- _Written request_
Please count the lines in the listing below where the word "React" appears. Give the number only.

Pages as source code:
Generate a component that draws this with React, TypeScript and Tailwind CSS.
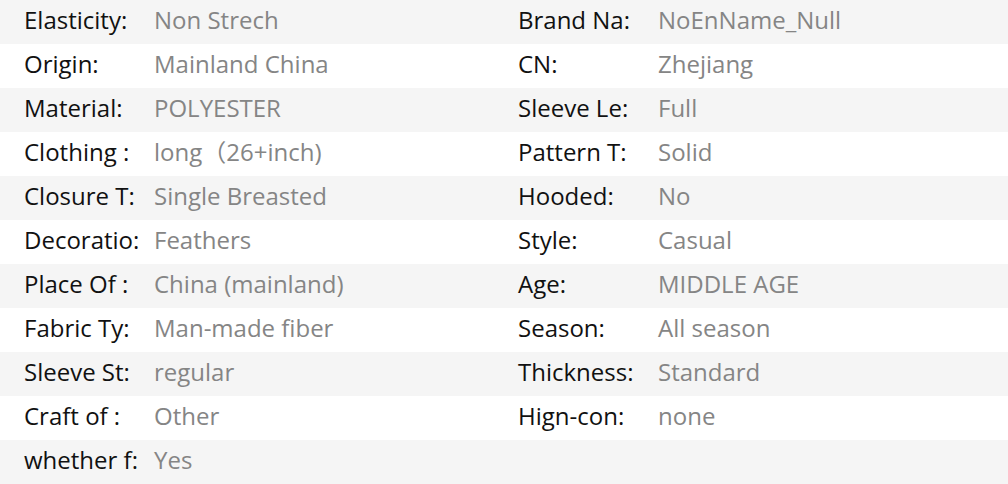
const rows: [string, string, string?, string?][] = [
  ['Elasticity:', 'Non Strech', 'Brand Na:', 'NoEnName_Null'],
  ['Origin:', 'Mainland China', 'CN:', 'Zhejiang'],
  ['Material:', 'POLYESTER', 'Sleeve Le:', 'Full'],
  ['Clothing :', 'long（26+inch)', 'Pattern T:', 'Solid'],
  ['Closure T:', 'Single Breasted', 'Hooded:', 'No'],
  ['Decoratio:', 'Feathers', 'Style:', 'Casual'],
  ['Place Of :', 'China (mainland)', 'Age:', 'MIDDLE AGE'],
  ['Fabric Ty:', 'Man-made fiber', 'Season:', 'All season'],
  ['Sleeve St:', 'regular', 'Thickness:', 'Standard'],
  ['Craft of :', 'Other', 'Hign-con:', 'none'],
  ['whether f:', 'Yes'],
]

export default function App() {
  return (
    <div
      className="w-[1008px] h-[484px] bg-white text-[24px] overflow-hidden"
      style={{ fontFamily: '"Open Sans", "Noto Sans", "Noto Sans CJK SC", sans-serif' }}
    >
      {rows.map(([l1, v1, l2, v2], i) => (
        <div
          key={i}
          className={`flex items-center h-[44px] pb-[5px] leading-none ${i % 2 === 0 ? 'bg-[#f5f5f5]' : 'bg-white'}`}
        >
          <div className="flex w-[518px] pl-6 whitespace-nowrap">
            <span className="w-[130px] text-[#111111]">{l1}</span>
            <span className="text-[#858585]">{v1}</span>
          </div>
          {l2 && (
            <div className="flex whitespace-nowrap">
              <span className="w-[140px] text-[#111111]">{l2}</span>
              <span className="text-[#858585]">{v2}</span>
            </div>
          )}
        </div>
      ))}
    </div>
  )
}
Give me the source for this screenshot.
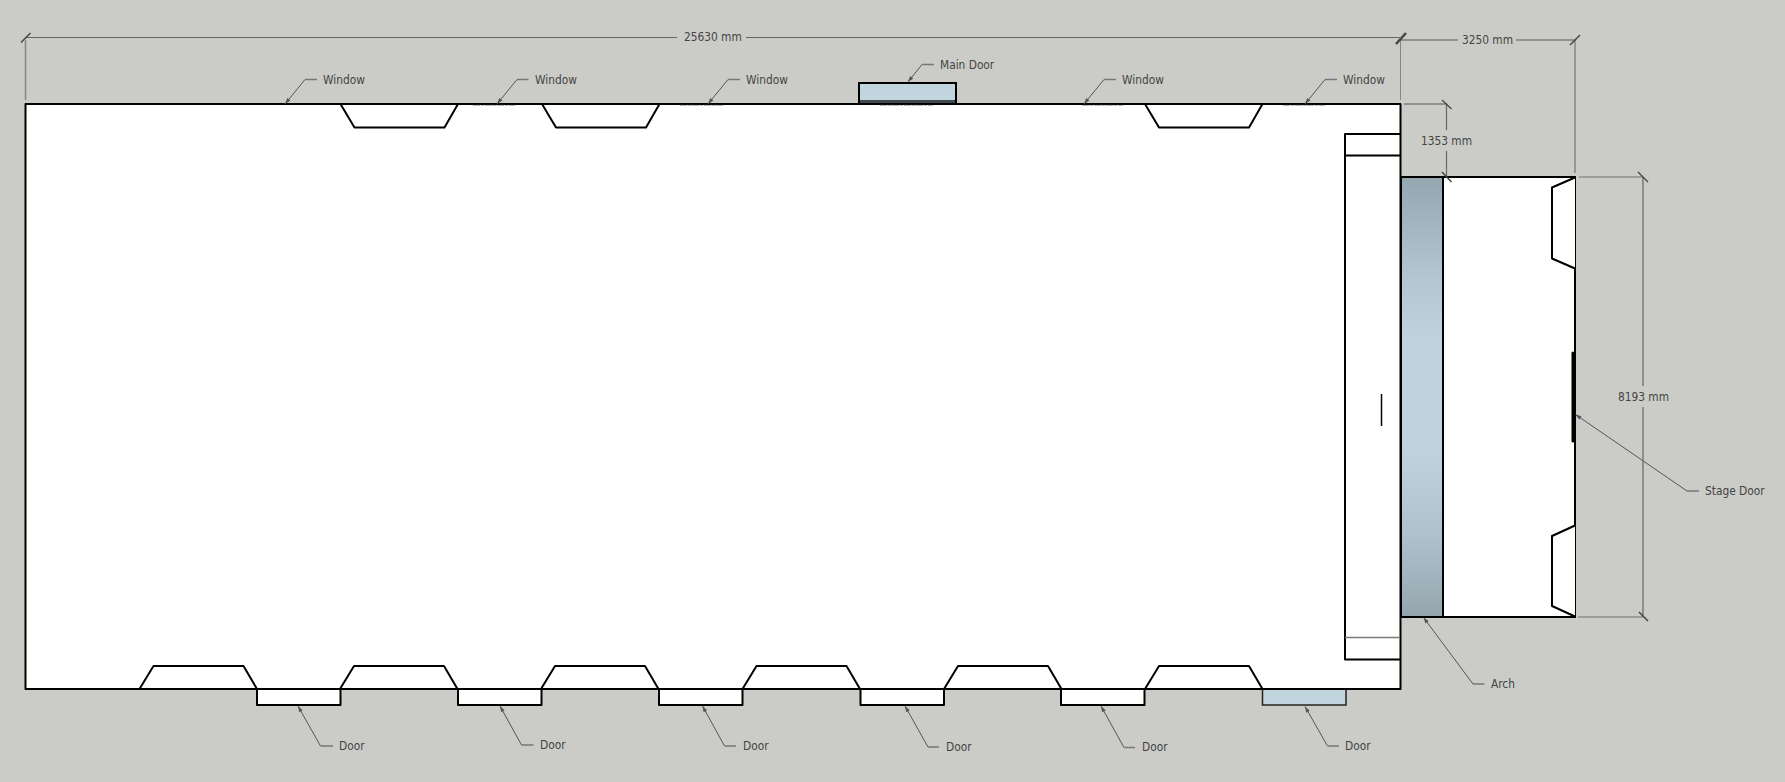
import React from 'react';

type Pt = [number, number];

// leader lines: tip on the object, elbow, end of the short horizontal part
const leaders: [Pt, Pt, number][] = [
  [[285, 104], [305, 79.5], 317],
  [[497, 104], [517, 79.5], 528.5],
  [[708, 104], [728, 79.5], 740],
  [[908, 82], [922, 64.5], 934],
  [[1084, 104], [1104, 79.5], 1116],
  [[1305, 104], [1325, 79.5], 1337],
  [[298, 706], [320.5, 746], 333],
  [[500, 706], [521.5, 745], 533.5],
  [[702.5, 706], [724.5, 746], 736],
  [[905, 706], [928, 747], 939],
  [[1101, 706], [1124, 747.5], 1135],
  [[1305, 706.5], [1327.5, 746], 1339],
  [[1423.5, 617.5], [1473, 684], 1484.5],
  [[1575.5, 414.5], [1687, 491], 1699],
];

const ticks: [Pt, Pt, number][] = [
  [[21, 42.5], [30.5, 33], 1.5],
  [[1396, 44], [1406, 33], 2.5],
  [[1570, 45], [1580, 35], 1.5],
  [[1442, 100], [1451.5, 109], 1.2],
  [[1442, 172], [1451.5, 182], 1.5],
  [[1638, 172], [1648, 182], 1.2],
  [[1639, 612], [1648, 621], 1.5],
];

// windows along the long walls, as left edge of the base
const bottomWindows = [139.5, 340, 541, 742.5, 944, 1145];
const topWindows = [340.5, 542, 1145];
const whiteDoors = [257, 458, 659, 860.5, 1061];

const labels = [
  { text: 'Window', cls: 'left-[323px] top-[81px]' },
  { text: 'Window', cls: 'left-[535px] top-[81px]' },
  { text: 'Window', cls: 'left-[746px] top-[81px]' },
  { text: 'Main Door', cls: 'left-[940px] top-[66px]' },
  { text: 'Window', cls: 'left-[1122px] top-[81px]' },
  { text: 'Window', cls: 'left-[1343px] top-[81px]' },
  { text: 'Door', cls: 'left-[339px] top-[747px]' },
  { text: 'Door', cls: 'left-[540px] top-[746px]' },
  { text: 'Door', cls: 'left-[743px] top-[747px]' },
  { text: 'Door', cls: 'left-[946px] top-[748px]' },
  { text: 'Door', cls: 'left-[1142px] top-[748px]' },
  { text: 'Door', cls: 'left-[1345px] top-[747px]' },
  { text: 'Arch', cls: 'left-[1491px] top-[685px]' },
  { text: 'Stage Door', cls: 'left-[1705px] top-[492px]' },
  { text: '25630 mm', cls: 'left-[684px] top-[38px]' },
  { text: '3250 mm', cls: 'left-[1462px] top-[41px]' },
  { text: '1353 mm', cls: 'left-[1421px] top-[142px]' },
  { text: '8193 mm', cls: 'left-[1618px] top-[398px]' },
];

const arrowHead = (tip: Pt, from: Pt) => {
  const dx = from[0] - tip[0];
  const dy = from[1] - tip[1];
  const len = Math.hypot(dx, dy);
  const ux = dx / len;
  const uy = dy / len;
  const bx = tip[0] + ux * 6;
  const by = tip[1] + uy * 6;
  return `${tip[0]},${tip[1]} ${bx - uy * 2},${by + ux * 2} ${bx + uy * 2},${by - ux * 2}`;
};

const FloorPlan = () => (
  <svg viewBox="0 0 1785 782" className="block w-[1785px] h-[782px]">
    <defs>
      <linearGradient id="arch" x1="0" y1="0" x2="0" y2="1">
        <stop offset="0" stopColor="#94a6af" />
        <stop offset="0.23" stopColor="#b3c7d1" />
        <stop offset="0.37" stopColor="#bfd3dd" />
        <stop offset="0.62" stopColor="#bfd3dd" />
        <stop offset="0.82" stopColor="#aec1cb" />
        <stop offset="1" stopColor="#94a5ad" />
      </linearGradient>
    </defs>

    {/* extension lines */}
    <g fill="none" stroke="#858585" strokeWidth="1.5">
      <path d="M25.5 40V100" />
      <path d="M1575 40V173" />
      <path d="M1400.5 38V100" strokeWidth="1" />
    </g>
    <g fill="none" stroke="#555" strokeWidth="1">
      <path d="M1404 104H1447" />
      <path d="M1579 177H1643" stroke="#707070" />
      <path d="M1578 617H1643" stroke="#707070" />
    </g>

    {/* dimension lines */}
    <g fill="none" stroke="#666" strokeWidth="1.2">
      <path d="M25.5 37.5H677M746 37.5H1400" />
      <path d="M1400 40H1458M1516 40H1575" stroke="#808080" strokeWidth="1.5" />
      <path d="M1446.5 104V130M1446.5 151V177" />
      <path d="M1643 177V386M1643 407V617" />
    </g>

    {/* doors that stick out of the walls */}
    <g fill="#fff" stroke="#000" strokeWidth="2" strokeLinejoin="round">
      {whiteDoors.map((x) => (
        <rect key={x} x={x} y={689} width={83.5} height={16} />
      ))}
    </g>
    <rect x="1262.5" y="689" width="83.5" height="16" fill="#c1d5de" stroke="#222" strokeWidth="1.5" />
    <rect x="859" y="83" width="97" height="21" fill="#c1d5de" stroke="#000" strokeWidth="2" />
    <rect x="860" y="100" width="95" height="4" fill="#3f4a4f" />

    {/* stage */}
    <rect x="1443" y="177" width="132" height="440" fill="#fff" stroke="#000" strokeWidth="2" />
    <rect x="1401" y="177" width="42" height="440" fill="url(#arch)" stroke="#000" strokeWidth="2" />
    <g fill="#fff" stroke="#000" strokeWidth="2" strokeLinejoin="round">
      <path d="M1575 177.5L1552 187.5V258.5L1575 268.5" />
      <path d="M1575 525.5L1552 536V606L1575 616.5" />
    </g>
    <path d="M1573 353V441" stroke="#000" strokeWidth="3" strokeLinecap="round" />

    {/* main hall */}
    <rect x="25.5" y="104" width="1375" height="585" fill="#fff" />
    <g fill="#fff" stroke="#000" strokeWidth="2" strokeLinejoin="round">
      {bottomWindows.map((x) => (
        <path key={x} d={`M${x} 689L${x + 14} 666H${x + 104} L${x + 117.5} 689`} />
      ))}
      {topWindows.map((x) => (
        <path key={x} d={`M${x} 104L${x + 14} 127.5H${x + 104} L${x + 117.5} 104`} />
      ))}
      <path d="M1400 134H1345V659.5H1400" />
      <path d="M1345 155.5H1400" />
    </g>
    <rect x="25.5" y="104" width="1375" height="585" fill="none" stroke="#000" strokeWidth="2" strokeLinejoin="round" />
    <path d="M1345 637.5H1400" stroke="#7a7a7a" strokeWidth="1.5" />
    <path d="M1381.5 394V426" stroke="#000" strokeWidth="1.5" />

    {/* remains of text that sits behind the wall */}
    <g stroke="#999" strokeWidth="0.8" strokeDasharray="7 1 3 1">
      <path d="M473 105.4H515" />
      <path d="M680 105.4H723" />
      <path d="M880 105.4H933" />
      <path d="M1082 105.4H1123" />
      <path d="M1283 105.4H1325" />
    </g>

    {/* leaders */}
    {leaders.map(([tip, elbow, end], i) => (
      <g key={i}>
        <path d={`M${tip[0]} ${tip[1]}L${elbow[0]} ${elbow[1]}`} stroke="#555" strokeWidth="1" fill="none" />
        <path d={`M${elbow[0]} ${elbow[1]}H${end}`} stroke="#777" strokeWidth="1.5" fill="none" />
        <polygon points={arrowHead(tip, elbow)} fill="#555" />
      </g>
    ))}

    {ticks.map(([a, b, w], i) => (
      <path key={i} d={`M${a[0]} ${a[1]}L${b[0]} ${b[1]}`} stroke="#444" strokeWidth={w} />
    ))}
  </svg>
);

export default function App() {
  return (
    <div className="relative w-[1785px] h-[782px] overflow-hidden bg-[#cbccc7] font-['DejaVu_Sans_Condensed','DejaVu_Sans',sans-serif] text-[11.8px] leading-none text-[#444]">
      <FloorPlan />
      {labels.map((l, i) => (
        <span key={i} className={`absolute -translate-y-1/2 whitespace-nowrap ${l.cls}`}>
          {l.text}
        </span>
      ))}
    </div>
  );
}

- _Answer below_
2